Hawksworth, a veteran of sports cars and IndyCar who scored two class wins for AIM Vasser Sullivan last year, flew to North Carolina recently to tutor Busch through a five-hour session in the driving simulator at TRD’s Salisbury facility.

“That was very useful and a great learning tool,” he said. “Definitely learned a lot. Came out of that with a good baseline for being able to come here and have a better understanding of what to expect.

“Without that, I’d be completely lost. It was good to do that. Jack’s been my biggest help and supporter. Townsend as well, too. I’ve talked to him a few times on the phone. Having Jack hands on with us at the test and being my teammate here has been big.”

But yet Busch also sheepishly confessed to at least one instance in which “I’m already trying to set up the car.

“It’s got understeer here, oversteer there or whatever. I suggested us going softer (on the setup), and they’re like, ‘We’re as soft as we can get,’ and I said “Well, that ain’t soft enough!’
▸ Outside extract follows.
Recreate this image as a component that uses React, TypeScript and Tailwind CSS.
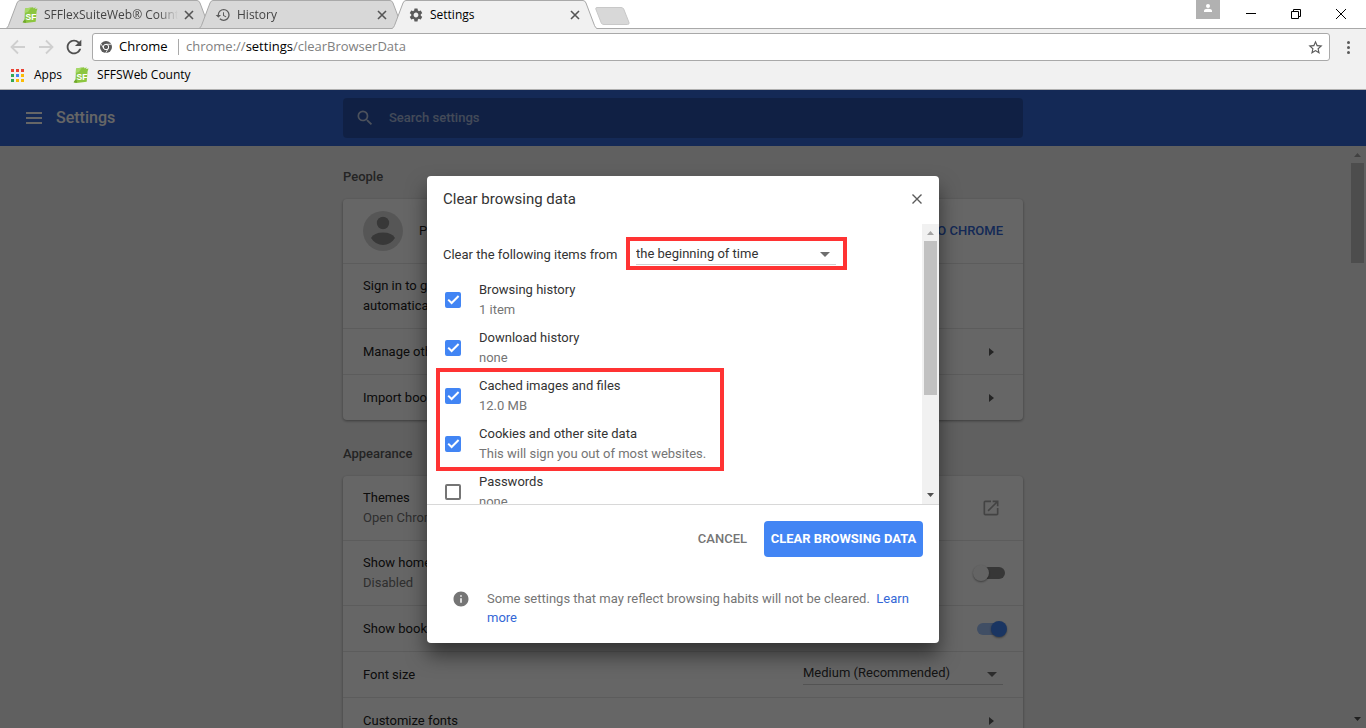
import type { ReactNode } from "react";
import { MdHistory, MdInfo, MdLaunch, MdRefresh, MdSearch, MdSettings, MdStarBorder } from "react-icons/md";

const clearItems = [
  { id: "browsing", label: "Browsing history", detail: "1 item", checked: true },
  { id: "downloads", label: "Download history", detail: "none", checked: true },
];

const flaggedItems = [
  { id: "cache", label: "Cached images and files", detail: "12.0 MB", checked: true },
  { id: "cookies", label: "Cookies and other site data", detail: "This will sign you out of most websites.", checked: true },
];

const appColors = [
  "bg-[#ea4335]", "bg-[#ea4335]", "bg-[#ea4335]",
  "bg-[#34a853]", "bg-[#4285f4]", "bg-[#fbbc05]",
  "bg-[#34a853]", "bg-[#fbbc05]", "bg-[#fbbc05]",
];

function SfIcon() {
  return (
    <svg viewBox="0 0 16 16" className="size-4 shrink-0" aria-hidden="true">
      <path d="M3 1.5 11 .3l.8 1.2L13.500 0l-.3 2 2.300-.4-.9 2.600-.9 10.500L3.600 16 .6 15.200l1.900-2.800z" fill="#8cc63f" />
      <path d="M3 1.500 9 .6 6 5 2.800 6z" fill="#a5d867" />
      <path d="M.6 15.200l2.100-2.800 1.300 1.500L3.600 16z" fill="#6fa52d" />
      <text x="3.500" y="13" fontSize="8.500" fontWeight="700" fill="#fff" fontFamily="Liberation Sans, sans-serif">
        SF
      </text>
    </svg>
  );
}

function ChromeIcon() {
  return (
    <svg viewBox="0 0 24 24" className="size-3 shrink-0" aria-hidden="true">
      <circle cx="12" cy="12" r="12" fill="#5a5a5a" />
      <circle cx="12" cy="12" r="5.4" fill="#5a5a5a" stroke="#fff" strokeWidth="2" />
      <path d="M12 6.6h11M7.3 14.7 2 5.6M16.7 14.7 11.3 24" stroke="#fff" strokeWidth="1.6" />
    </svg>
  );
}

function Tab({ icon, title, active }: { icon: ReactNode; title: string; active?: boolean }) {
  return (
    <div className={active ? "relative z-10 -mr-3 h-[29px] w-[205px]" : "relative -mr-3 h-[29px] w-[205px]"}>
      <svg viewBox="0 0 205 29" className="absolute inset-0 size-full" aria-hidden="true">
        <path
          d="M0 28.5Q1.5 28 2.5 25.5L11 3Q12 .5 14 .5H191Q193 .5 194 3L202.5 25.5Q203.5 28 205 28.5V29H0z"
          fill={active ? "#f1f1f1" : "#d8d8d8"}
        />
        <path
          d="M0 28.5Q1.5 28 2.5 25.5L11 3Q12 .5 14 .5H191Q193 .5 194 3L202.5 25.5Q203.5 28 205 28.5"
          fill="none"
          stroke="#a9a9a9"
        />
        {!active && <path d="M0 28.5h205" stroke="#a9a9a9" />}
      </svg>
      <div className="relative flex h-[29px] items-center pr-[17px] pl-4">
        <span className="flex w-[22px] text-[#5a5a5a]">{icon}</span>
        <span
          className={
            active
              ? "w-[134px] overflow-hidden text-xs whitespace-nowrap text-black"
              : "w-[134px] overflow-hidden mask-r-from-85% text-xs whitespace-nowrap text-[#444]"
          }
        >
          {title}
        </span>
        <button type="button" aria-label={`Close ${title}`} className="ml-auto text-[#555]">
          <svg viewBox="0 0 10 10" className="size-[10px]" stroke="currentColor" strokeWidth="1.6" aria-hidden="true">
            <path d="M1 1l8 8M9 1l-8 8" />
          </svg>
        </button>
      </div>
    </div>
  );
}

function TabStrip() {
  return (
    <div className="flex h-[29px] shrink-0 items-start border-b border-[#a9a9a9] bg-white pl-[6px]">
      <Tab icon={<SfIcon />} title="SFFlexSuiteWeb® County" />
      <Tab icon={<MdHistory className="size-4" />} title="History" />
      <Tab icon={<MdSettings className="size-4" />} title="Settings" active />
      <button type="button" aria-label="New tab" className="mt-[7px] ml-[10px]">
        <svg viewBox="0 0 35 18" className="h-[18px] w-[35px]" aria-hidden="true">
          <path d="M2 .5H26Q28 .5 28.7 2L34 15.5Q34.5 17.500 32.5 17.5H9Q7 17.5 6.3 16L.8 2Q.5.5 2 .5z" fill="#d8d8d8" stroke="#c8c8c8" />
        </svg>
      </button>
      <div className="ml-auto flex pr-[3px] text-black">
        <button type="button" aria-label="Profile" className="mr-2 flex h-[19px] w-6 items-start justify-center bg-[#b1b1b1] pt-1">
          <svg viewBox="0 0 8 8" className="size-2" fill="#fff" aria-hidden="true">
            <circle cx="4" cy="2" r="2" />
            <path d="M0 8V6.8Q0 4.800 4 4.800T8 6.800V8z" />
          </svg>
        </button>
        <button type="button" aria-label="Minimize" className="flex h-[27px] w-[45px] items-center justify-center">
          <svg viewBox="0 0 10 10" className="size-[10px]" stroke="currentColor" aria-hidden="true">
            <path d="M0 4.5h10" />
          </svg>
        </button>
        <button type="button" aria-label="Restore" className="flex h-[27px] w-[45px] items-center justify-center">
          <svg viewBox="0 0 10 10" className="size-[10px]" fill="none" stroke="currentColor" aria-hidden="true">
            <path d="M.5 2.500h7v7h-7zM2.500 2.500v-2h7v7h-2" />
          </svg>
        </button>
        <button type="button" aria-label="Close" className="flex h-[27px] w-[45px] items-center justify-center">
          <svg viewBox="0 0 10 10" className="size-[10px]" stroke="currentColor" aria-hidden="true">
            <path d="M0 0l10 10M10 0L0 10" />
          </svg>
        </button>
      </div>
    </div>
  );
}

function BrowserToolbar() {
  return (
    <div className="shrink-0 border-b border-[#b0b0b0] bg-[#f1f1f1] pt-1">
      <div className="flex h-7 items-center pr-4 pl-[10px]">
        <button type="button" aria-label="Back" className="mr-3 text-[#cfcfcf]">
          <svg viewBox="0 0 16 16" className="size-4" fill="none" stroke="currentColor" strokeWidth="1.8" aria-hidden="true">
            <path d="M15 8H2.5M8 1.5 1.5 8 8 14.5" />
          </svg>
        </button>
        <button type="button" aria-label="Forward" className="mr-[9px] text-[#cfcfcf]">
          <svg viewBox="0 0 16 16" className="size-4" fill="none" stroke="currentColor" strokeWidth="1.8" aria-hidden="true">
            <path d="M1 8h12.5M8 1.5 14.5 8 8 14.5" />
          </svg>
        </button>
        <button type="button" aria-label="Reload" className="mr-[7px] text-[#4f4f4f]">
          <MdRefresh className="size-[22px]" />
        </button>
        <div className="flex h-7 flex-1 items-center rounded-[3px] border border-[#a9a9a9] bg-white pr-[5px] pl-[7px] text-[13px]">
          <ChromeIcon />
          <span className="ml-[7px] w-[52px] text-black">Chrome</span>
          <span className="mx-[7px] h-4 w-px bg-[#a9a9a9]" />
          <div role="textbox" aria-label="Address" className="flex-1 text-[#808080]">
            chrome://<span className="text-black">settings</span>/clearBrowserData
          </div>
          <button type="button" aria-label="Bookmark this page" className="text-[#5a5a5a]">
            <MdStarBorder className="size-[17px]" />
          </button>
        </div>
        <button type="button" aria-label="Menu" className="ml-[17px] flex flex-col gap-[2px]">
          <span className="size-[3px] rounded-full bg-[#5a5a5a]" />
          <span className="size-[3px] rounded-full bg-[#5a5a5a]" />
          <span className="size-[3px] rounded-full bg-[#5a5a5a]" />
        </button>
      </div>
      <nav className="flex h-7 items-center gap-[11px] pl-[11px] text-xs text-black">
        <a href="#apps" className="flex items-center gap-[10px]">
          <span className="grid grid-cols-3 gap-[2px]">
            {appColors.map((color, i) => (
              <span key={i} className={`size-[3px] ${color}`} />
            ))}
          </span>
          Apps
        </a>
        <a href="#county" className="flex items-center gap-2">
          <SfIcon />
          SFFSWeb County
        </a>
      </nav>
    </div>
  );
}

function Row({ title, detail, children }: { title: string; detail?: string; children?: ReactNode }) {
  return (
    <div
      className={
        detail
          ? "flex h-[65px] items-center border-t border-black/10 px-5 first:h-16 first:border-t-0"
          : "flex h-[46px] items-center border-t border-black/10 px-5"
      }
    >
      <div className="flex-1">
        <div>{title}</div>
        {detail && <div className="text-[#757575]">{detail}</div>}
      </div>
      {children}
    </div>
  );
}

function ArrowRight() {
  return (
    <button type="button" aria-label="Open" className="flex w-6 justify-center text-[#5a5a5a]">
      <svg viewBox="0 0 5 8" className="h-2 w-[5px]" fill="currentColor" aria-hidden="true">
        <path d="M0 0l5 4-5 4z" />
      </svg>
    </button>
  );
}

function Dropdown({ id, value }: { id: string; value: string }) {
  return (
    <div className="relative w-[200px] border-b border-[#d0d0d0]">
      <select id={id} aria-label={id} className="block h-[21px] w-full appearance-none bg-transparent text-[#333] outline-none">
        <option>{value}</option>
      </select>
      <svg viewBox="0 0 10 5" className="pointer-events-none absolute top-[9px] right-[6px] h-[5px] w-[10px]" fill="#6e6e6e" aria-hidden="true">
        <path d="M0 0h10L5 5z" />
      </svg>
    </div>
  );
}

function Toggle({ label, on }: { label: string; on?: boolean }) {
  return (
    <input
      type="checkbox"
      role="switch"
      aria-label={label}
      defaultChecked={on}
      className="relative -mr-[2px] h-3 w-7 appearance-none rounded-full bg-[#8a8a8a] before:absolute before:-top-[2px] before:-left-1 before:size-4 before:rounded-full before:bg-[#fafafa] before:shadow-[0_1px_2px_rgba(0,0,0,0.4)] checked:bg-[#a0c2fa] checked:before:left-[14px] checked:before:bg-[#4285f4]"
    />
  );
}

function SettingsPage() {
  return (
    <>
      <header className="flex h-14 items-center bg-[#3367d6] text-white">
        <div className="flex-1">
          <div className="flex items-center pl-[26px]">
            <button type="button" aria-label="Main menu" className="mr-[14px] flex w-4 flex-col gap-[3px]">
              <span className="h-[2px] bg-white" />
              <span className="h-[2px] bg-white" />
              <span className="h-[2px] bg-white" />
            </button>
            <h1 className="text-base font-medium">Settings</h1>
          </div>
        </div>
        <label className="w-[680px] rounded-sm bg-black/20">
          <span className="flex h-10 items-center pl-3">
            <MdSearch className="mr-[14px] size-5 text-white/70" />
            <input
              type="text"
              aria-label="Search settings"
              placeholder="Search settings"
              className="flex-1 bg-transparent font-medium outline-none placeholder:text-white/60"
            />
          </span>
        </label>
        <div className="flex-1" />
      </header>
      <main className="mx-auto w-[680px] pt-[21px] text-[#212121]">
        <section>
          <h2 className="mb-3 font-medium text-[#5a5a5a]">People</h2>
          <div className="rounded-sm bg-white shadow-[0_1px_3px_rgba(0,0,0,0.4)]">
            <div className="flex h-16 items-center px-5">
              <svg viewBox="0 0 40 40" className="mr-4 size-10" aria-hidden="true">
                <circle cx="20" cy="20" r="20" fill="#d8d8d8" />
                <circle cx="20" cy="12" r="6.2" fill="#8c8c8c" />
                <path d="M8 27q3-5.5 12-5.5T32 27q-4.5 7-12 7T8 27z" fill="#8c8c8c" />
              </svg>
              <div className="flex-1">Person 1</div>
              <button type="button" className="font-medium text-[#3367d6]">SIGN IN TO CHROME</button>
            </div>
            <div className="flex h-[65px] items-center border-t border-black/10 px-5">
              <p>
                Sign in to get your bookmarks, history, passwords, and other settings on all your devices.
                <br />
                automatically
              </p>
            </div>
            <Row title="Manage other people">
              <ArrowRight />
            </Row>
            <Row title="Import bookmarks and settings">
              <ArrowRight />
            </Row>
          </div>
        </section>
        <section className="mt-6">
          <h2 className="mb-3 font-medium text-[#5a5a5a]">Appearance</h2>
          <div className="rounded-sm bg-white shadow-[0_1px_3px_rgba(0,0,0,0.4)]">
            <Row title="Themes" detail="Open Chrome Web Store">
              <button type="button" aria-label="Open themes" className="flex w-6 justify-center text-[#a8a8a8]">
                <MdLaunch className="size-5" />
              </button>
            </Row>
            <Row title="Show home button" detail="Disabled">
              <Toggle label="Show home button" />
            </Row>
            <Row title="Show bookmarks bar">
              <Toggle label="Show bookmarks bar" on />
            </Row>
            <Row title="Font size">
              <div className="pb-[2px]">
                <Dropdown id="font-size" value="Medium (Recommended)" />
              </div>
            </Row>
            <Row title="Customize fonts">
              <ArrowRight />
            </Row>
            <Row title="Page zoom" />
          </div>
        </section>
      </main>
    </>
  );
}

function Scrollbar({ thumb }: { thumb: string }) {
  return (
    <div className="flex h-full w-[17px] flex-col items-center bg-[#f1f1f1]">
      <svg viewBox="0 0 17 17" className="size-[17px] shrink-0" fill="#a3a3a3" aria-hidden="true">
        <path d="M5 11h7L8.5 7z" />
      </svg>
      <div className={thumb} />
      <svg viewBox="0 0 17 17" className="mt-auto size-[17px] shrink-0" fill="#505050" aria-hidden="true">
        <path d="M5 6h7l-3.5 4z" />
      </svg>
    </div>
  );
}

function ClearItem({ id, label, detail, checked }: { id: string; label: string; detail: string; checked: boolean }) {
  return (
    <label htmlFor={id} className="flex h-12 items-center">
      <span className="relative mr-[18px] ml-[2px] size-4">
        <input
          id={id}
          type="checkbox"
          defaultChecked={checked}
          className="peer block size-4 appearance-none rounded-[2px] border-2 border-[#757575] checked:border-[#4285f4] checked:bg-[#4285f4]"
        />
        <svg viewBox="0 0 16 16" className="pointer-events-none absolute inset-0 hidden size-4 peer-checked:block" fill="none" stroke="#fff" strokeWidth="2" aria-hidden="true">
          <path d="M3.2 7.600 6.600 11 13.600 4" />
        </svg>
      </span>
      <span>
        <span className="block">{label}</span>
        <span className="block text-[#757575]">{detail}</span>
      </span>
    </label>
  );
}

function ClearDataDialog() {
  return (
    <div role="dialog" aria-labelledby="dialog-title" className="w-[512px] rounded-sm bg-white text-[#333] shadow-[0_12px_20px_rgba(0,0,0,0.5)]">
      <div className="flex h-12 items-center justify-between pr-[17px] pb-[2px] pl-4">
        <h2 id="dialog-title" className="text-[15px]">Clear browsing data</h2>
        <button type="button" aria-label="Close dialog" className="text-[#5a5a5a]">
          <svg viewBox="0 0 10 10" className="size-[10px]" stroke="currentColor" strokeWidth="1.4" aria-hidden="true">
            <path d="M.5.5l9 9M9.5.5l-9 9" />
          </svg>
        </button>
      </div>
      <div className="flex h-[281px] overflow-hidden border-b border-[#d8d8d8]">
        <div className="flex-1 pl-4">
          <div className="flex h-[52px] items-start pt-[13px]">
            <label htmlFor="period" className="w-[193px] pt-2">Clear the following items from</label>
            <div className="relative pt-[6px]">
              <Dropdown id="period" value="the beginning of time" />
              <div className="pointer-events-none absolute top-0 -right-[11px] -bottom-[5px] -left-[10px] border-4 border-[#ff3333]" />
            </div>
          </div>
          {clearItems.map((item) => (
            <ClearItem key={item.id} {...item} />
          ))}
          <div className="relative">
            {flaggedItems.map((item) => (
              <ClearItem key={item.id} {...item} />
            ))}
            <div className="pointer-events-none absolute -top-1 -bottom-[3px] -left-[7px] w-72 border-4 border-[#ff3333]" />
          </div>
          <ClearItem id="passwords" label="Passwords" detail="none" checked={false} />
        </div>
        <Scrollbar thumb="h-[154px] w-[13px] bg-[#c1c1c1]" />
      </div>
      <div className="px-4 py-4">
        <div className="flex justify-end gap-[10px] font-medium">
          <button type="button" className="px-[7px] text-[#757575]">CANCEL</button>
          <button type="button" className="h-9 w-[159px] rounded-sm bg-[#4285f4] font-bold text-white">CLEAR BROWSING DATA</button>
        </div>
        <div className="mt-8 flex leading-[19px]">
          <MdInfo className="mt-px mr-[17px] ml-[9px] size-[18px] shrink-0 text-[#757575]" />
          <p className="text-[#757575]">
            Some settings that may reflect browsing habits will not be cleared. &nbsp;
            <a href="#learn" className="text-[#3367d6]">Learn more</a>
          </p>
        </div>
      </div>
    </div>
  );
}

export default function App() {
  return (
    <div className="flex h-screen flex-col overflow-hidden font-['Open_Sans',sans-serif]">
      <TabStrip />
      <BrowserToolbar />
      <div className="relative flex-1 overflow-hidden bg-[#f1f1f1] font-[Roboto,sans-serif] text-[13px] leading-5">
        <SettingsPage />
        <div className="absolute top-14 right-0 bottom-0">
          <Scrollbar thumb="h-[100px] w-[13px] bg-[#c1c1c1]" />
        </div>
        <div className="absolute inset-0 flex items-start justify-center bg-black/60 pt-[86px]">
          <ClearDataDialog />
        </div>
      </div>
    </div>
  );
}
“I don’t think I’ve ever heard that we’re as soft as we can go. You always think of different ways of being able to engineer something. Obviously, there’s a rulebook as well, too, and I have no familiarity with any of that. So I could be totally off base to what my team already knows and I don’t.”

The Rolex 24 has been unfamiliar territory for many NASCAR interlopers before Busch. Jimmie Johnson, Jeff Gordon, Kyle Larson and Busch’s older brother, Kurt, are among many who have crossed over with some success.

Buch hopes to match that as the latest interloper.

“It would mean a lot” to win, he said. “Of course I want to have fun, but more importantly, I want to go out there and win for Lexus and AIM Vasser Sullivan and be able to put on a good show for the fans that show up but also the NASCAR community as well.

“Definitely a lot of guys have shown their taste of the Rolex 24, and this is my chance to be able to do that, so just hope we can keep it all on the racetrack for the whole race and have a shot at the end.”